The Information and Communication Technology (ICT) is playing a very important role in the progress and advancement in almost all walks of life. The deregulated environment has provided an opportunity to restructure the means and methods of delivery of services in many areas, including the banking sector. The ICT has been a focused issue in the past two decades in Indian banking. In fact, ICTs are enabling the banks to change the way in which they are functioning. Improved customer service has become very important for the very survival and growth of banking sector in the reforms era. The technological advancements, deregulations, and intense competition due to the entry of private sector and foreign banks have altered the face of banking from one of mere intermediation to one of provider of quick, efficient and customer-friendly services. With the introduction and adoption of ICT in the banking sector, the customers are fast moving away from the traditional branch banking system to the convenient and comfort of virtual banking. The most important virtual banking services are phone banking, mobile banking, Internet banking and ATM banking. These electronic channels have enhanced the delivery of banking services accurately and efficiently to the customers. The ATMs are an important part of a banks alternative channel to reach the customers, to showcase products and services and to create brand awareness. This is reflected in the increase in the number of ATMs all over the world. ATM is one of the most widely used remote banking services all over the world, including India.

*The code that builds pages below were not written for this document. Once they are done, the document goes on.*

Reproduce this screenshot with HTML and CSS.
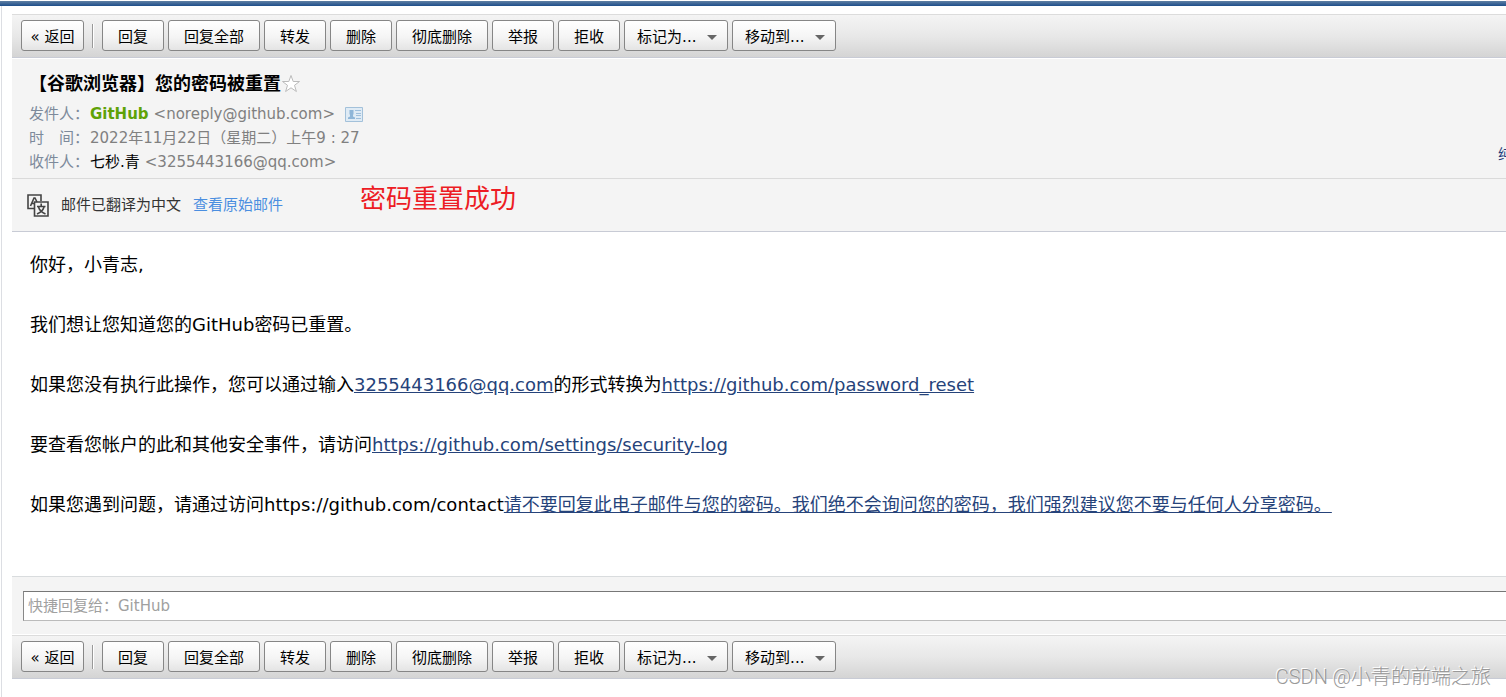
FILE: index.html
```
<!DOCTYPE html>
<html lang="zh-CN">
<head>
<meta charset="utf-8">
<title>您的密码被重置</title>
<link rel="stylesheet" href="styles.css">
</head>
<body>
<div class="topbar"></div>
<main class="mail">
  <nav class="toolbar" aria-label="邮件操作">
    <button class="btn back">« 返回</button><span class="sep"></span>
    <button class="btn">回复</button>
    <button class="btn">回复全部</button>
    <button class="btn">转发</button>
    <button class="btn">删除</button>
    <button class="btn">彻底删除</button>
    <button class="btn">举报</button>
    <button class="btn">拒收</button>
    <button class="btn menu">标记为...<span class="arrow"></span></button>
    <button class="btn menu">移动到...<span class="arrow"></span></button>
  </nav>

  <header class="head">
    <div class="info">
      <h1 class="subject">【谷歌浏览器】您的密码被重置<svg class="star" viewBox="0 0 20 20"><path d="M10 1.500l2.200 6h6.300l-5 3.800 1.900 6.200L10 13.800l-5.400 3.700 1.900-6.200-5-3.800h6.300z"/></svg></h1>
      <div class="row"><span class="label">发件人：</span><b class="sender">GitHub</b><span class="addr">&lt;noreply@github.com&gt;</span><svg class="card" viewBox="0 0 18 15"><path fill="#dfebf5" stroke="#a3c1da" d="M.5.5h17v14H.5z"/><path fill="#8fb6d8" d="M4.500 3h4v4L8 8v1.500l2 1V12H3v-1.500l2-1V8l-.5-1z"/><path stroke="#9fbfdc" d="M10 3.500h6M11 6.500h5M11 8.500h5M11 11.500h5"/></svg></div>
      <div class="row"><span class="label">时　间：</span><span>2022年11月22日（星期二）上午9 : 27</span></div>
      <div class="row"><span class="label">收件人：</span><span class="me">七秒.青</span><span class="addr">&lt;3255443166@qq.com&gt;</span></div>
    </div>
    <a class="plain" href="#">纯</a>
  </header>

  <section class="translate">
    <svg class="lang" viewBox="0 0 22 23"><g fill="none" stroke="#444" stroke-width="1.600"><path d="M7 14.500H1V1h13v6"/><path d="M7.500 8H21v14H7.500z"/><path d="M3.500 12L7 4h1l2 4M5 9.500h2"/><path d="M14.200 9.500v2.500M10 12.500h8.500M11.500 13c1 3.500 3.500 5.500 7 7M17 13c-1 3.500-3.500 5.500-7 7"/></g></svg>
    <span>邮件已翻译为中文</span>
    <a class="original" href="#">查看原始邮件</a>
    <span class="note">密码重置成功</span>
  </section>

  <article class="content">
    <p>你好，小青志,</p>
    <p>我们想让您知道您的GitHub密码已重置。</p>
    <p>如果您没有执行此操作，您可以通过输入<a href="#">3255443166@qq.com</a>的形式转换为<a href="#">https://github.com/password_reset</a></p>
    <p>要查看您帐户的此和其他安全事件，请访问<a href="#">https://github.com/settings/security-log</a></p>
    <p>如果您遇到问题，请通过访问https://github.com/contact<a href="#">请不要回复此电子邮件与您的密码。我们绝不会询问您的密码，我们强烈建议您不要与任何人分享密码。</a></p>
  </article>

  <div class="quick"><input class="reply" type="text" aria-label="快捷回复" placeholder="快捷回复给：GitHub"></div>

  <nav class="toolbar" aria-label="邮件操作">
    <button class="btn back">« 返回</button><span class="sep"></span>
    <button class="btn">回复</button>
    <button class="btn">回复全部</button>
    <button class="btn">转发</button>
    <button class="btn">删除</button>
    <button class="btn">彻底删除</button>
    <button class="btn">举报</button>
    <button class="btn">拒收</button>
    <button class="btn menu">标记为...<span class="arrow"></span></button>
    <button class="btn menu">移动到...<span class="arrow"></span></button>
  </nav>
</main>
<div class="watermark">CSDN @小青的前端之旅</div>
</body>
</html>
```
FILE: styles.css
```
* { box-sizing: border-box; }
body {
  margin: 0;
  padding-top: 1px;
  min-height: 100vh;
  display: flex;
  flex-direction: column;
  position: relative;
  overflow: hidden;
  background: #fff;
  color: #000;
  font: 15px/24px "DejaVu Sans", "Noto Sans CJK SC", sans-serif;
}
.topbar {
  height: 5px;
  background: linear-gradient(#5f7fa3, #1e4e8a);
}
.mail {
  flex: 1;
  margin-left: 1px;
  padding: 8px 0 18px 10px;
  border-left: 1px solid #dcdee3;
}
.toolbar {
  display: flex;
  align-items: flex-start;
  gap: 4px;
  height: 44px;
  padding: 5px 9px;
  border-top: 1px solid #dcdcdc;
  border-bottom: 1px solid #c8cbd5;
  background: linear-gradient(#f4f4f4, #e8e8e8 50%, #d4d4d4);
}
.btn {
  height: 31px;
  padding: 3px 15px 0;
  border: 1px solid #868686;
  border-radius: 3px;
  background: linear-gradient(#fff, #f5f5f5 55%, #e4e4e4);
  color: #000;
  font: 15px/24px "DejaVu Sans", "Noto Sans CJK SC", sans-serif;
  white-space: nowrap;
}
.back {
  width: 63px;
  padding: 3px 0 0;
}
.sep {
  width: 2px;
  height: 24px;
  margin: 4px 4px 0;
  border-left: 1px solid #999;
  border-right: 1px solid #fff;
}
.menu {
  display: flex;
  align-items: center;
  justify-content: space-between;
  width: 104px;
  padding: 3px 10px 0 12px;
}
.arrow {
  border: 5px solid transparent;
  border-top-color: #666;
  border-bottom: 0;
}
.head {
  display: flex;
  align-items: flex-end;
  justify-content: space-between;
  margin-top: 1px;
  padding: 11px 0 4px 17px;
  border-bottom: 1px solid #dadada;
  background: #f4f4f4;
  color: #808080;
}
.subject {
  display: flex;
  align-items: center;
  margin: 0;
  padding-bottom: 4px;
  height: 32px;
  color: #000;
  font-size: 18px;
  line-height: 28px;
}
.star {
  width: 20px;
  height: 20px;
  fill: #fff;
  stroke: #bbb;
}
.row { display: flex; align-items: center; }
.label { width: 61px; white-space: nowrap; color: #7d8a9b; }
.sender { color: #5fa207; }
.addr { margin-left: 5px; }
.card { width: 18px; height: 15px; margin-left: 10px; }
.me { color: #000; }
.plain {
  width: 8px;
  overflow: hidden;
  margin-bottom: 8px;
  color: #1e3c7b;
  font-size: 14px;
  text-decoration: none;
  white-space: nowrap;
}
.translate {
  position: relative;
  display: flex;
  align-items: center;
  gap: 12px;
  height: 53px;
  padding-left: 15px;
  border-bottom: 1px solid #c8cbd5;
  background: #f4f4f4;
  color: #333;
}
.lang { width: 22px; height: 23px; }
.original { color: #4a8ee0; text-decoration: none; }
.note {
  position: absolute;
  left: 348px;
  top: 4px;
  color: #ed1c24;
  font-size: 26px;
  line-height: 32px;
}
.content {
  padding: 18px 18px 56px;
  font-size: 18px;
  line-height: 30px;
}
.content p { margin: 0 0 30px; }
.content p:last-child { margin: 0; }
.content a { color: #26437a; }
.quick {
  padding: 14px 0 13px 11px;
  border-top: 1px solid #d9dcde;
  border-bottom: 1px solid #fff;
  background: #f4f4f4;
}
.reply {
  display: block;
  width: 100%;
  height: 30px;
  padding: 0 4px;
  border: 1px solid #bbb;
  border-right: 0;
  border-top-color: #777;
  border-left-color: #888;
  background: #fff;
  font: 15px/24px "DejaVu Sans", "Noto Sans CJK SC", sans-serif;
}
.reply::placeholder { color: #a0a0a0; opacity: 1; }
.watermark {
  position: absolute;
  right: 15px;
  bottom: 6px;
  color: #999;
  font: 20px/28px Roboto, "Noto Sans CJK SC", sans-serif;
  font-weight: 300;
  text-shadow: -1px -1px 0 #fff;
}
```
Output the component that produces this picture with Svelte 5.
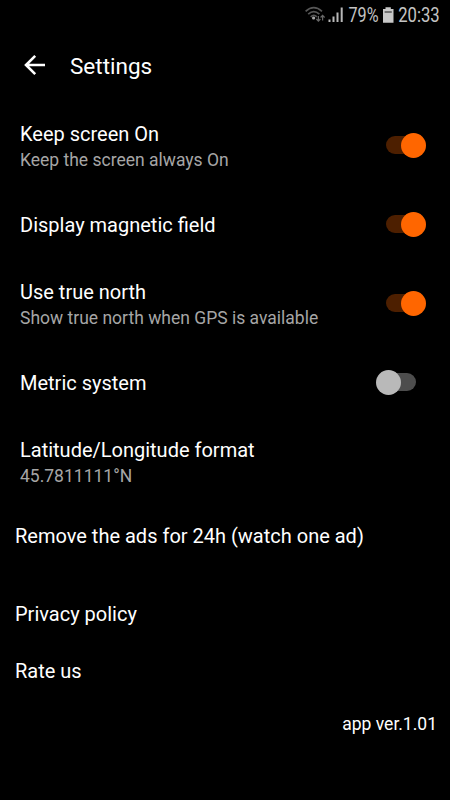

This paper analyzes the growth of ATMs of different bank groups in India.
International Scenario

If ATMs are largely available over geographically dispersed areas, the benefit from using an ATM will increase as customers will be able to access their bank accounts from any geographic location. This would imply that the value of an ATM network increases with the number of available ATM locations, and the value of a bank network to a customer will be determined in part by the final network size of the banking system. The statistical information on the growth of branches and ATM network in select countries.

Indian Scenario

The financial services industry in India has witnessed a phenomenal growth, diversification and specialization since the initiation of financial sector reforms in 1991. Greater customer orientation is the only way to retain customer loyalty and withstand competition in the liberalized world. In a market-driven strategy of development, customer preference is of paramount importance in any economy. Gone are the days when customers used to come to the doorsteps of banks. Now the banks are required to chase the customers; only those banks which are customercentric and extremely focused on the needs of their clients can succeed in their business today.